## Goal of the exercise
Count how many lines of the material below have the word "styles" and give only the number.

==== Extracted information

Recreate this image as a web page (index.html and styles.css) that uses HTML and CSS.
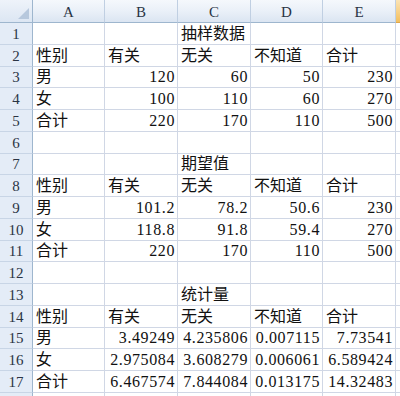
FILE: index.html
```html
<!DOCTYPE html>
<html lang="zh">
<head>
<meta charset="utf-8">
<title>Sheet</title>
<link rel="stylesheet" href="styles.css">
</head>
<body>
<div class="sheet">
  <div class="corner"></div>
  <div class="ch">A</div><div class="ch">B</div><div class="ch">C</div><div class="ch">D</div><div class="ch">E</div><div class="ch hot"></div>

  <div class="rh">1</div><div class="c"></div><div class="c"></div><div class="c">抽样数据</div><div class="c"></div><div class="c"></div><div class="c f"></div>
  <div class="rh">2</div><div class="c">性别</div><div class="c">有关</div><div class="c">无关</div><div class="c">不知道</div><div class="c">合计</div><div class="c f"></div>
  <div class="rh">3</div><div class="c">男</div><div class="c n">120</div><div class="c n">60</div><div class="c n">50</div><div class="c n">230</div><div class="c f"></div>
  <div class="rh">4</div><div class="c">女</div><div class="c n">100</div><div class="c n">110</div><div class="c n">60</div><div class="c n">270</div><div class="c f"></div>
  <div class="rh">5</div><div class="c">合计</div><div class="c n">220</div><div class="c n">170</div><div class="c n">110</div><div class="c n">500</div><div class="c f"></div>
  <div class="rh">6</div><div class="c"></div><div class="c"></div><div class="c"></div><div class="c"></div><div class="c"></div><div class="c f"></div>
  <div class="rh">7</div><div class="c"></div><div class="c"></div><div class="c">期望值</div><div class="c"></div><div class="c"></div><div class="c f"></div>
  <div class="rh">8</div><div class="c">性别</div><div class="c">有关</div><div class="c">无关</div><div class="c">不知道</div><div class="c">合计</div><div class="c f"></div>
  <div class="rh">9</div><div class="c">男</div><div class="c n">101.2</div><div class="c n">78.2</div><div class="c n">50.6</div><div class="c n">230</div><div class="c f"></div>
  <div class="rh">10</div><div class="c">女</div><div class="c n">118.8</div><div class="c n">91.8</div><div class="c n">59.4</div><div class="c n">270</div><div class="c f"></div>
  <div class="rh">11</div><div class="c">合计</div><div class="c n">220</div><div class="c n">170</div><div class="c n">110</div><div class="c n">500</div><div class="c f"></div>
  <div class="rh">12</div><div class="c"></div><div class="c"></div><div class="c"></div><div class="c"></div><div class="c"></div><div class="c f"></div>
  <div class="rh">13</div><div class="c"></div><div class="c"></div><div class="c">统计量</div><div class="c"></div><div class="c"></div><div class="c f"></div>
  <div class="rh">14</div><div class="c">性别</div><div class="c">有关</div><div class="c">无关</div><div class="c">不知道</div><div class="c">合计</div><div class="c f"></div>
  <div class="rh">15</div><div class="c">男</div><div class="c n">3.49249</div><div class="c n">4.235806</div><div class="c n">0.007115</div><div class="c n">7.73541</div><div class="c f"></div>
  <div class="rh">16</div><div class="c">女</div><div class="c n">2.975084</div><div class="c n">3.608279</div><div class="c n">0.006061</div><div class="c n">6.589424</div><div class="c f"></div>
  <div class="rh">17</div><div class="c">合计</div><div class="c n">6.467574</div><div class="c n">7.844084</div><div class="c n">0.013175</div><div class="c n">14.32483</div><div class="c f"></div>
  <div class="rh"></div><div class="c"></div><div class="c"></div><div class="c"></div><div class="c"></div><div class="c"></div><div class="c f"></div>
</div>
</body>
</html>
```

FILE: styles.css
```css
html, body {
  margin: 0;
  padding: 0;
  background: #ffffff;
  overflow: hidden;
  width: 400px;
  height: 396px;
}

.sheet {
  display: grid;
  grid-template-columns: 33px 72px 73px 73px 72px 73px 4px;
  grid-template-rows: 23px repeat(18, 21.75px);
  font-family: "Liberation Serif", "Noto Sans CJK SC", serif;
  font-size: 16px;
  color: #111111;
}

.corner {
  position: relative;
  background: linear-gradient(#eef3fa, #dce6f3);
  border-right: 1px solid #9eb6ce;
  border-bottom: 1px solid #9eb6ce;
}

.corner::after {
  content: "";
  position: absolute;
  right: 3px;
  bottom: 3px;
  width: 0;
  height: 0;
  border-left: 11px solid transparent;
  border-bottom: 11px solid #b7c8dd;
}

.ch {
  display: flex;
  align-items: center;
  justify-content: center;
  background: linear-gradient(#f5f8fc 0%, #eaf0f8 50%, #dbe5f2 100%);
  border-right: 1px solid #c0cfe2;
  border-bottom: 1px solid #9eb6ce;
  color: #2a3444;
  font-size: 15px;
  line-height: 18px;
  padding-top: 1px;
}

.ch.hot {
  background: linear-gradient(#fbe3b4 0%, #f8d28a 50%, #f3bf5e 100%);
  border-right: none;
  border-bottom-color: #e0a64a;
}

.rh {
  display: flex;
  align-items: flex-end;
  justify-content: center;
  background: #e4ecf7;
  border-right: 1px solid #9eb6ce;
  border-bottom: 1px solid #c8d5e6;
  color: #2a3444;
  font-size: 15px;
  line-height: 18px;
  padding-bottom: 1px;
}

.c {
  display: flex;
  align-items: flex-end;
  justify-content: flex-start;
  border-right: 1px solid #d0d7e5;
  border-bottom: 1px solid #d0d7e5;
  padding: 0 3px 1px 3px;
  line-height: 18px;
  white-space: nowrap;
  overflow: visible;
  min-width: 0;
}

.c.n {
  justify-content: flex-end;
  letter-spacing: 0.6px;
  padding-right: 2px;
}

.c.f {
  border-right: none;
  padding: 0;
}
```
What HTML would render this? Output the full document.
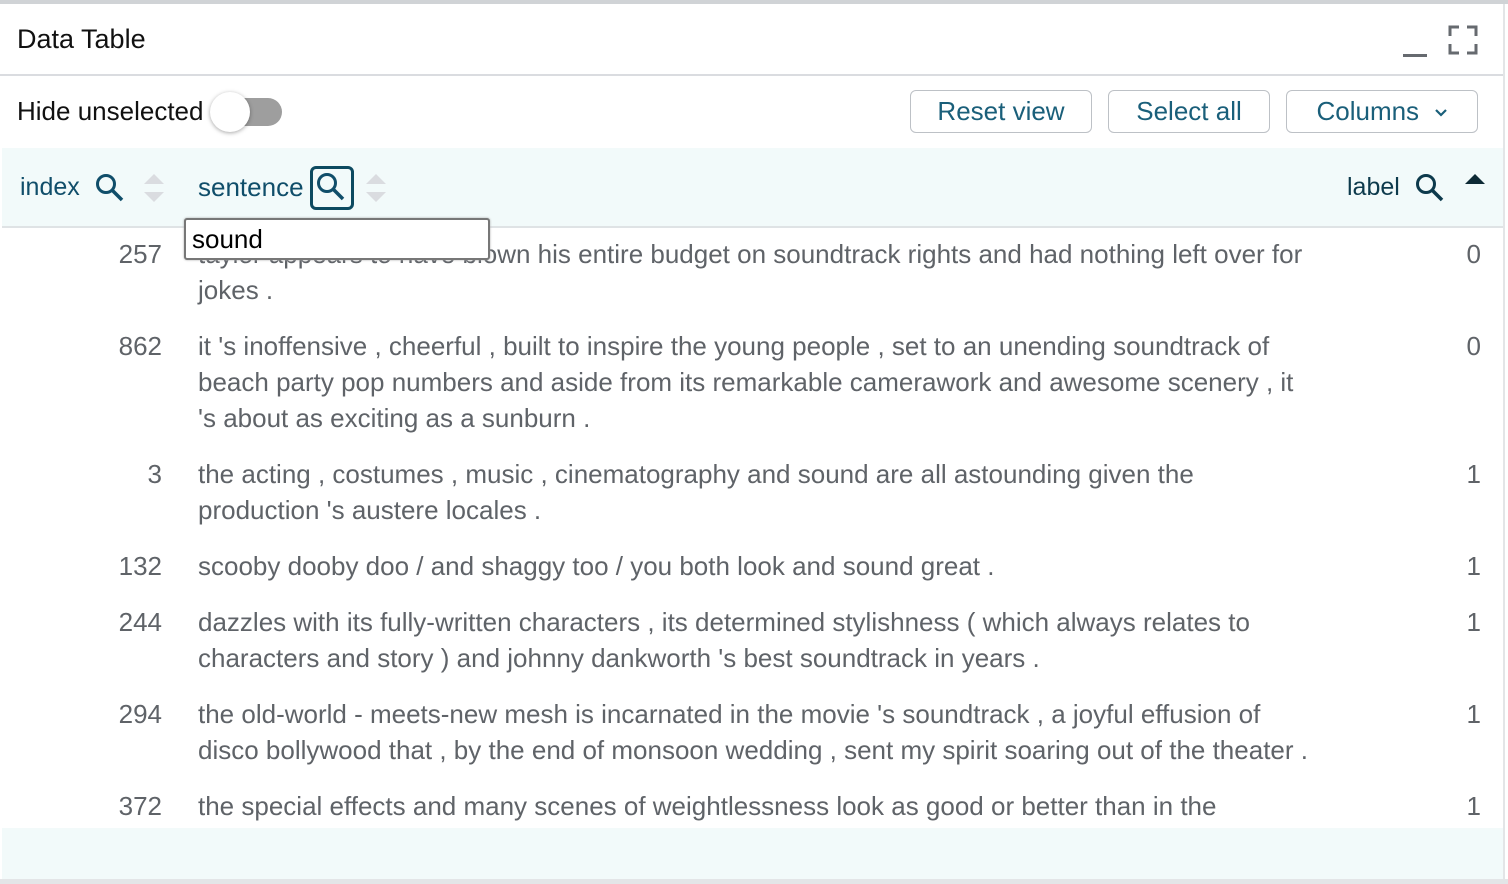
<!DOCTYPE html>
<html><head><meta charset="utf-8"><style>
*{margin:0;padding:0;box-sizing:border-box}
body{width:1508px;height:884px;background:#fff;font-family:"Liberation Sans",sans-serif;position:relative;overflow:hidden}
.a{position:absolute;white-space:nowrap}
.t{position:absolute;white-space:nowrap;font-size:26px;color:#5f6368;line-height:36px;margin-top:-2px}
.n{position:absolute;font-size:26px;color:#5f6368;line-height:36px;text-align:right;width:80px;margin-top:-2px}
.btn{position:absolute;top:90px;height:43px;border:1.5px solid #bdc1c6;border-radius:6px;color:#1a5f7a;font-size:26px;line-height:40px;text-align:center}
.h{position:absolute;font-size:25px;color:#104e6a;line-height:36px;top:169px}
</style></head><body>
<div class="a" style="left:0;top:0;width:1508px;height:4px;background:#d0d3d6"></div>
<div class="a" style="left:1503px;top:4px;width:2px;height:880px;background:#e3e5e7"></div>
<div class="a" style="left:17px;top:24px;font-size:27px;color:#111">Data Table</div>
<div class="a" style="left:1403px;top:54px;width:24px;height:3px;background:#666a6f"></div>
<svg class="a" style="left:1448px;top:25px" width="30" height="30" viewBox="0 0 30 30"><path d="M2 11V2h9M19 2h9v9M28 19v9h-9M11 28H2v-9" fill="none" stroke="#666a6f" stroke-width="3"/></svg>
<div class="a" style="left:0;top:74px;width:1503px;height:2px;background:#dadce0"></div>
<div class="a" style="left:17px;top:96px;font-size:26px;color:#111">Hide unselected</div>
<div class="a" style="left:216px;top:98px;width:66px;height:28px;border-radius:14px;background:#9e9e9e"></div>
<div class="a" style="left:210px;top:92px;width:40px;height:40px;border-radius:50%;background:#fff;box-shadow:0 1px 4px rgba(0,0,0,.35)"></div>
<div class="btn" style="left:910px;width:182px">Reset view</div>
<div class="btn" style="left:1108px;width:162px">Select all</div>
<div class="btn" style="left:1286px;width:192px">Columns &nbsp;<svg width="14" height="10" viewBox="0 0 14 10" style="vertical-align:middle"><path d="M2 2l5 5 5-5" fill="none" stroke="#1a5f7a" stroke-width="2.2"/></svg></div>
<div class="a" style="left:2px;top:148px;width:1501px;height:78px;background:#f2fafa"></div>
<div class="a" style="left:2px;top:226px;width:1501px;height:2px;background:#dfe3e5"></div>
<div class="h" style="left:20px">index</div>
<svg class="a" style="left:94px;top:172px" width="32" height="32" viewBox="0 0 32 32"><circle cx="12" cy="12" r="8.5" fill="none" stroke="#104e6a" stroke-width="3"/><path d="M18 18l10 10" stroke="#104e6a" stroke-width="3.5"/></svg>
<svg class="a" style="left:143px;top:173px" width="22" height="30"><path d="M1 11L11 1 21 11z M1 19h20L11 29z" fill="#dadce0"/></svg>
<div class="h" style="left:198px;font-size:26px">sentence</div>
<div class="a" style="left:310px;top:166px;width:44px;height:44px;border:3px solid #0d4a60;border-radius:6px"></div>
<svg class="a" style="left:315px;top:171px" width="32" height="32" viewBox="0 0 32 32"><circle cx="12" cy="12" r="8.5" fill="none" stroke="#104e6a" stroke-width="3"/><path d="M18 18l10 10" stroke="#104e6a" stroke-width="3.5"/></svg>
<svg class="a" style="left:365px;top:173px" width="22" height="30"><path d="M1 11L11 1 21 11z M1 19h20L11 29z" fill="#dadce0"/></svg>
<div class="h" style="left:1347px;color:#0d3a4c">label</div>
<svg class="a" style="left:1414px;top:172px" width="32" height="32" viewBox="0 0 32 32"><circle cx="12" cy="12" r="8.5" fill="none" stroke="#0d3a4c" stroke-width="3"/><path d="M18 18l10 10" stroke="#0d3a4c" stroke-width="3.5"/></svg>
<svg class="a" style="left:1464px;top:173px" width="22" height="12"><path d="M1 11L11 1 21 11z" fill="#0d2a35"/></svg>

<div class="n" style="left:82px;top:238px">257</div>
<div class="t" style="left:198px;top:238px">taylor appears to have blown his entire budget on soundtrack rights and had nothing left over for</div>
<div class="t" style="left:198px;top:274px">jokes .</div>
<div class="n" style="left:1401px;top:238px">0</div>

<div class="n" style="left:82px;top:330px">862</div>
<div class="t" style="left:198px;top:330px">it 's inoffensive , cheerful , built to inspire the young people , set to an unending soundtrack of</div>
<div class="t" style="left:198px;top:366px">beach party pop numbers and aside from its remarkable camerawork and awesome scenery , it</div>
<div class="t" style="left:198px;top:402px">'s about as exciting as a sunburn .</div>
<div class="n" style="left:1401px;top:330px">0</div>

<div class="n" style="left:82px;top:458px">3</div>
<div class="t" style="left:198px;top:458px">the acting , costumes , music , cinematography and sound are all astounding given the</div>
<div class="t" style="left:198px;top:494px">production 's austere locales .</div>
<div class="n" style="left:1401px;top:458px">1</div>

<div class="n" style="left:82px;top:550px">132</div>
<div class="t" style="left:198px;top:550px">scooby dooby doo / and shaggy too / you both look and sound great .</div>
<div class="n" style="left:1401px;top:550px">1</div>

<div class="n" style="left:82px;top:606px">244</div>
<div class="t" style="left:198px;top:606px">dazzles with its fully-written characters , its determined stylishness ( which always relates to</div>
<div class="t" style="left:198px;top:642px">characters and story ) and johnny dankworth 's best soundtrack in years .</div>
<div class="n" style="left:1401px;top:606px">1</div>

<div class="n" style="left:82px;top:698px">294</div>
<div class="t" style="left:198px;top:698px">the old-world - meets-new mesh is incarnated in the movie 's soundtrack , a joyful effusion of</div>
<div class="t" style="left:198px;top:734px">disco bollywood that , by the end of monsoon wedding , sent my spirit soaring out of the theater .</div>
<div class="n" style="left:1401px;top:698px">1</div>

<div class="n" style="left:82px;top:790px">372</div>
<div class="t" style="left:198px;top:790px">the special effects and many scenes of weightlessness look as good or better than in the</div>
<div class="n" style="left:1401px;top:790px">1</div>

<div class="a" style="left:2px;top:828px;width:1501px;height:52px;background:#f2fafa"></div>
<div class="a" style="left:0;top:879px;width:1508px;height:5px;background:#e3e5e7"></div>

<div class="a" style="left:184px;top:218px;width:306px;height:42px;background:#fff;border:2px solid #777;border-radius:3px;box-shadow:0 0 2px #aaa"></div>
<div class="a" style="left:192px;top:224px;font-size:26px;color:#000">sound</div>
</body></html>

========

## Result for this exercise
3